Posted on 24 February 2018 by Ed Frankovic

After giving away Thursday night’s game in Florida to the Panthers, the Washington Capitals needed a victory very badly. On Saturday night at Capital One Arena the Washington stars came out to play as the Caps rolled the Buffalo Sabres, 5-1, getting two goals from Alexander Ovechkin and four points from Evgeny Kuznetsov (one goal, three assists). Andre Burakovsky had the game winning tally with a gorgeous end to end rush goal and Philipp Grubauer made 28 saves.

The triumph, combined with the Penguins loss to the Panthers on Saturday, puts Washington back in first place in the Metropolitan Division with a 35-20-7 (77 points) record with 20 games remaining. The Pens have 19 games to play while second place Philadelphia is also at 76 points with 20 games left. This race is close now, but as we’ll discuss later in this blog, Pittsburgh made a huge trade that changes the landscape in the Eastern Conference.

Here are eight thoughts and analysis following a game the Capitals pretty much had to have against a struggling squad.

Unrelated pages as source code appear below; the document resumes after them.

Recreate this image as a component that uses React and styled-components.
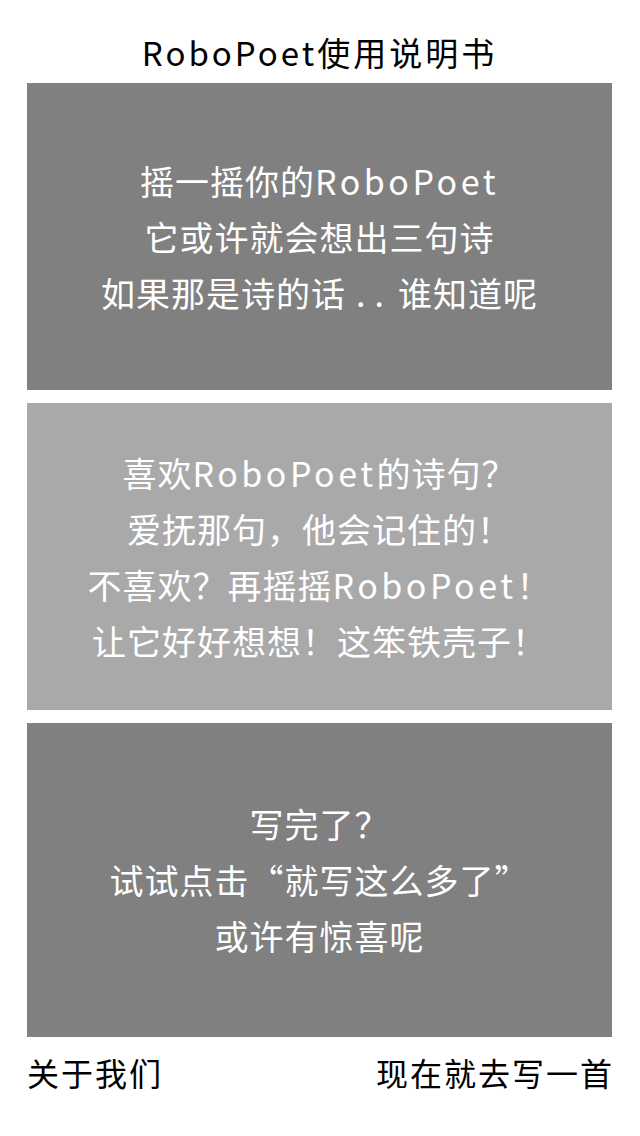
import React from 'react';
import styled, { createGlobalStyle } from 'styled-components';

const GlobalStyle = createGlobalStyle`
  html, body {
    margin: 0;
    padding: 0;
    background: #ffffff;
  }
  body {
    font-family: 'Noto Sans CJK SC', 'Noto Sans', sans-serif;
  }
`;

const Page = styled.div`
  width: 640px;
  box-sizing: border-box;
  padding: 0 28px 0 27px;
  display: flex;
  flex-direction: column;
`;

const Title = styled.h1`
  margin: 0;
  padding-top: 24px;
  height: 59px;
  line-height: 56px;
  font-size: 33px;
  font-weight: 400;
  letter-spacing: 3px;
  text-align: center;
  color: #000;
`;

const Panel = styled.section`
  height: ${(p) => p.h}px;
  margin-bottom: 13px;
  background: ${(p) => (p.light ? '#a9a9a9' : '#808080')};
  display: flex;
  flex-direction: column;
  align-items: center;
  justify-content: center;
`;

const Line = styled.p`
  margin: 0;
  font-size: 34px;
  line-height: 56px;
  letter-spacing: 1px;
  color: #ffffff;
  white-space: nowrap;
`;

// the robot's name is set a little wider than the rest of the line
const Brand = styled.span`
  letter-spacing: 3.5px;
`;

const Dots = styled.span`
  letter-spacing: 9px;
  padding: 0 5px 0 10px;
`;

const Footer = styled.nav`
  display: flex;
  justify-content: space-between;
  align-items: center;
  height: 44px;
  margin-right: -2px;
`;

const FooterLink = styled.a`
  font-size: 32px;
  letter-spacing: 2px;
  line-height: 44px;
  color: #000;
  text-decoration: none;
  cursor: pointer;
`;

const renderLine = (text) =>
  text.split(/(RoboPoet|\.\.)/).map((part, i) => {
    if (part === 'RoboPoet') return <Brand key={i}>{part}</Brand>;
    if (part === '..') return <Dots key={i}>{part}</Dots>;
    return part;
  });

const panels = [
  {
    h: 307,
    lines: ['摇一摇你的RoboPoet', '它或许就会想出三句诗', '如果那是诗的话..谁知道呢'],
  },
  {
    h: 307,
    light: true,
    lines: [
      '喜欢RoboPoet的诗句？',
      '爱抚那句，他会记住的！',
      '不喜欢？再摇摇RoboPoet！',
      '让它好好想想！这笨铁壳子！',
    ],
  },
  {
    h: 314,
    lines: ['写完了？', '试试点击“就写这么多了”', '或许有惊喜呢'],
  },
];

export default function App() {
  return (
    <>
      <GlobalStyle />
      <Page>
        <Title>RoboPoet使用说明书</Title>
        {panels.map((panel, i) => (
          <Panel key={i} h={panel.h} light={panel.light}>
            {panel.lines.map((line) => (
              <Line key={line}>{renderLine(line)}</Line>
            ))}
          </Panel>
        ))}
        <Footer>
          <FooterLink>关于我们</FooterLink>
          <FooterLink>现在就去写一首</FooterLink>
        </Footer>
      </Page>
    </>
  );
}
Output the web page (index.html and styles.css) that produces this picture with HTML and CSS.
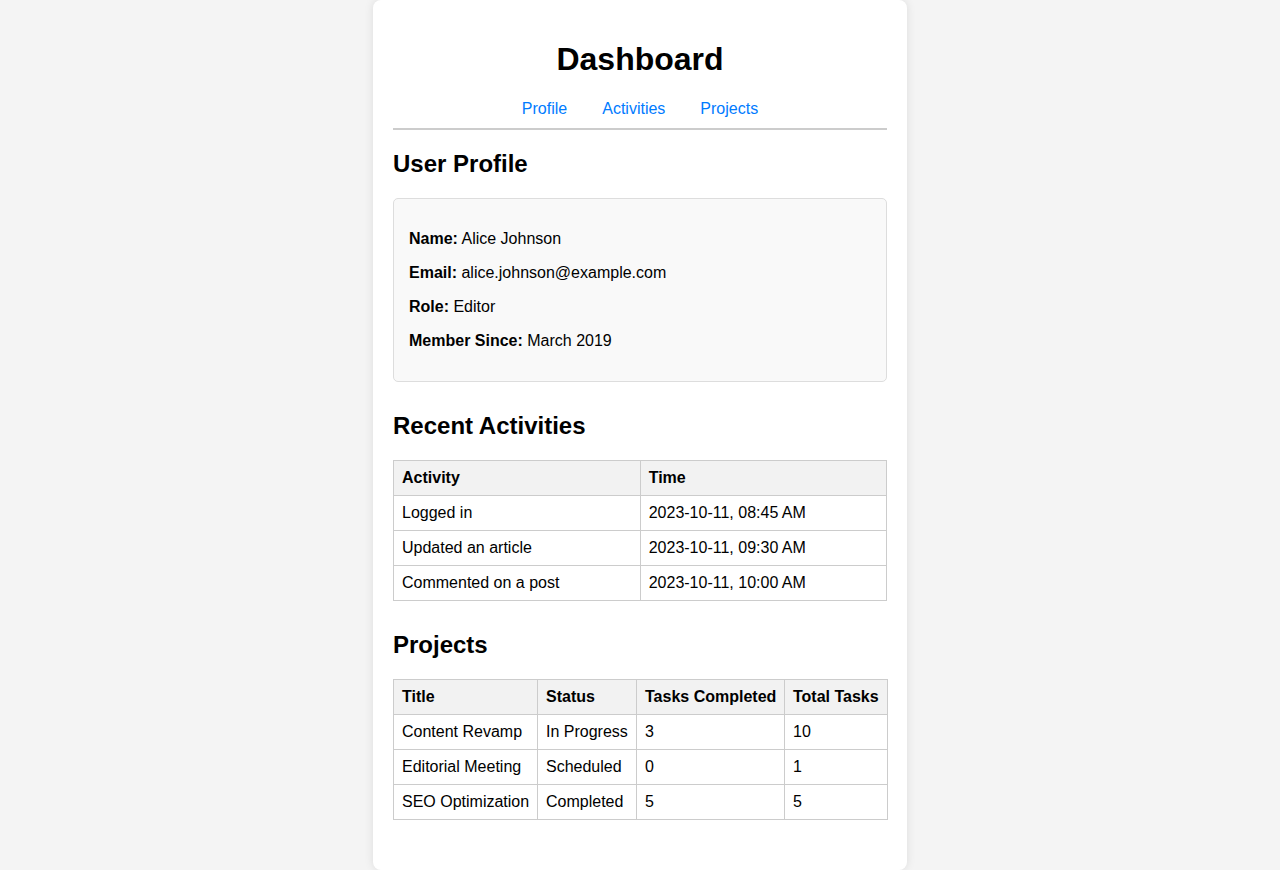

Second Fiddle – There’s an Alabama song that goes, “If you’re going to play in Texas, you have to have a fiddle in the band.” For the Washington Capitals, when Kuznetsov plays the second fiddle role well in support of top line center Nicklas Backstrom, the Caps are a hard team to beat. Kuzy’s opening salvo was a superb individual effort that was only surpassed by Burkie’s second period beautiful lamp lighter. The talent that #92 has is insane and the question often becomes, which Kuzy is going to show up each night? When Kuznetsov is skating and playing the right way, like he did on Saturday with four shots on goal, the opposing defense is in big trouble.

Catch Me If You Can – The Penguins have been on a tear lately and Geno Malkin hit goal #36 on Saturday night while both teams were simultaneously playing. For #71, that’s something like 14 goals in his last 13 games as the Pens have been on fire despite their loss in the Sunshine State. Ovechkin must have been hearing the Malkin footsteps in the goal scoring race because Ovi was in beast mode against Buffalo. The Gr8 had 11 shots on net and his two third period markers pushed him up to 38 total tallies for the season. His 37th was a sweet top shelf cheese shot on the power play and then he closed out the scoring with a great deflection of a John Carlson blast in the final two minutes. Alex is arguably playing the best hockey of his career. His skating is outstanding – he could’ve scored on several other chances in which he used his speed to generate opportunities – and he’s playing well in all three zones.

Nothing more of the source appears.